Lakehouse — A single tier that gives you lake economics and warehouse semantics. It is built on an open table format — Delta Lake (the default in Microsoft Fabric and Databricks), Apache Iceberg, or Apache Hudi — that adds ACID transactions, time travel, schema enforcement, and indexing on top of Parquet files in the lake. SQL engines and Spark engines query the same files.
| Capability | Warehouse | Lake | Lakehouse |
|---|---|---|---|
| Stores unstructured data | No | Yes | Yes |
| ACID transactions | Yes | No | Yes |
| Schema enforcement | Yes | No | Optional |
| BI tool friendly | Excellent | Poor | Good |
| Data science / ML friendly | Limited | Excellent | Excellent |
| Storage cost per TB | High | Low | Low |
| Open format (no vendor lock-in) | No | Yes | Yes |
OneLake: One Lake for the Whole Tenant
OneLake is Microsoft Fabric's built-in, tenant-wide data lake. It is automatically provisioned with every Fabric tenant — there is exactly one OneLake per tenant, much like there is one OneDrive per user. Inside OneLake, data is organized into workspaces and then into items (lakehouses, warehouses, KQL databases). All items store data as Delta-Parquet files under the hood, so any Fabric engine — Spark, T-SQL, KQL, Power BI Direct Lake — can read the same physical data without copies.
Shortcuts let one OneLake folder point at data that already lives in Azure Data Lake Storage Gen2, Amazon S3, or Google Cloud Storage. The bytes are not moved or duplicated; Fabric queries them in place. This is what Microsoft means by the slogan "one copy of data for all your analytics."
The Medallion Architecture
Both lakehouses and warehouses commonly use a medallion layout to organize data quality zones:
- Bronze (raw) — landed exactly as it arrived from the source. Append-only.
- Silver (cleansed) — deduplicated, validated, type-corrected, conformed to common keys.
- Gold (curated) — business-level aggregates, star schemas, ready for Power BI and reports.
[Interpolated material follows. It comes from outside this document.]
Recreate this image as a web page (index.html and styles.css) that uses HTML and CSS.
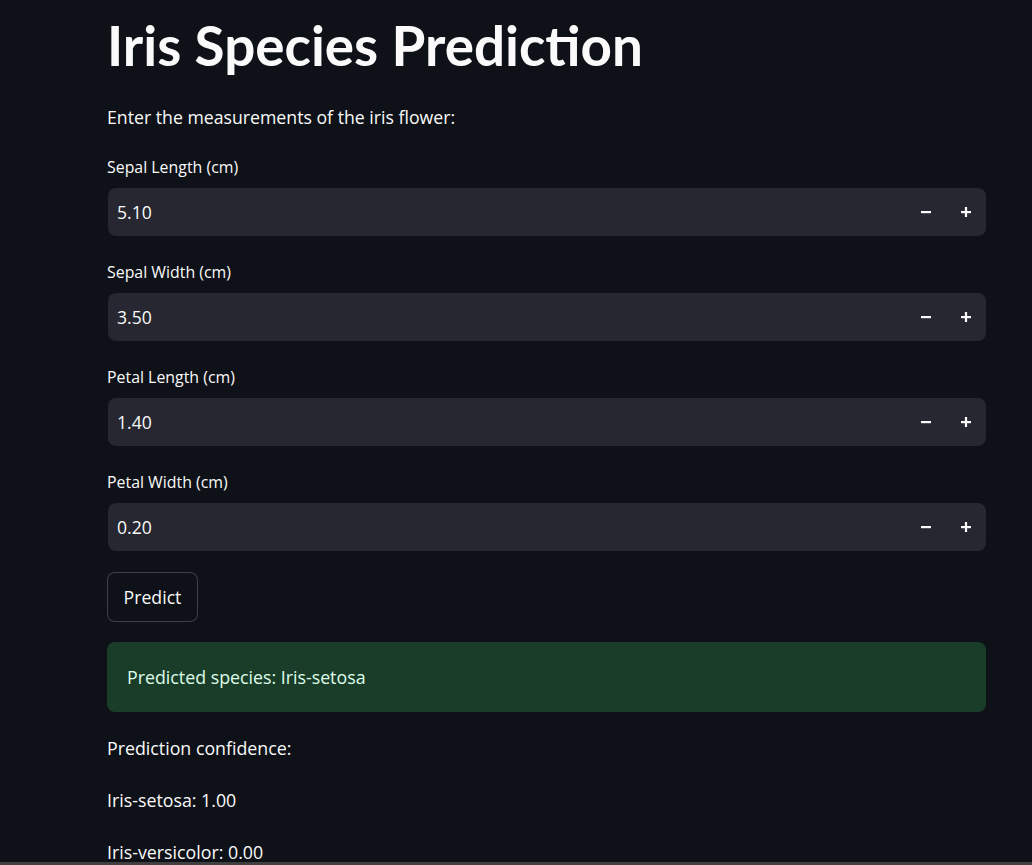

You move data from bronze to silver to gold using Spark notebooks, dataflows, or stored procedures. Each layer is queryable, which makes lineage and debugging far easier than a monolithic ETL job.
When Each Pattern Wins
- Choose a pure warehouse (Fabric Warehouse, Synapse dedicated SQL pool) when the workload is structured, the users are BI analysts, and predictable performance is more important than open formats.
- Choose a pure data lake (ADLS Gen2 + Synapse serverless) when you have huge volumes of raw and semi-structured data, ad-hoc exploration dominates, and cost matters more than millisecond latency.
- Choose a lakehouse (Fabric Lakehouse, Databricks) when you want one storage tier to serve both BI and data science teams, with ACID guarantees on Parquet.
An organization wants one storage tier that supports both Power BI reporting and data science notebooks, with ACID transactions on Parquet files and no vendor lock-in. Which pattern best fits?
In a Microsoft Fabric medallion architecture, which layer is appropriate for a Power BI semantic model that drives an executive dashboard?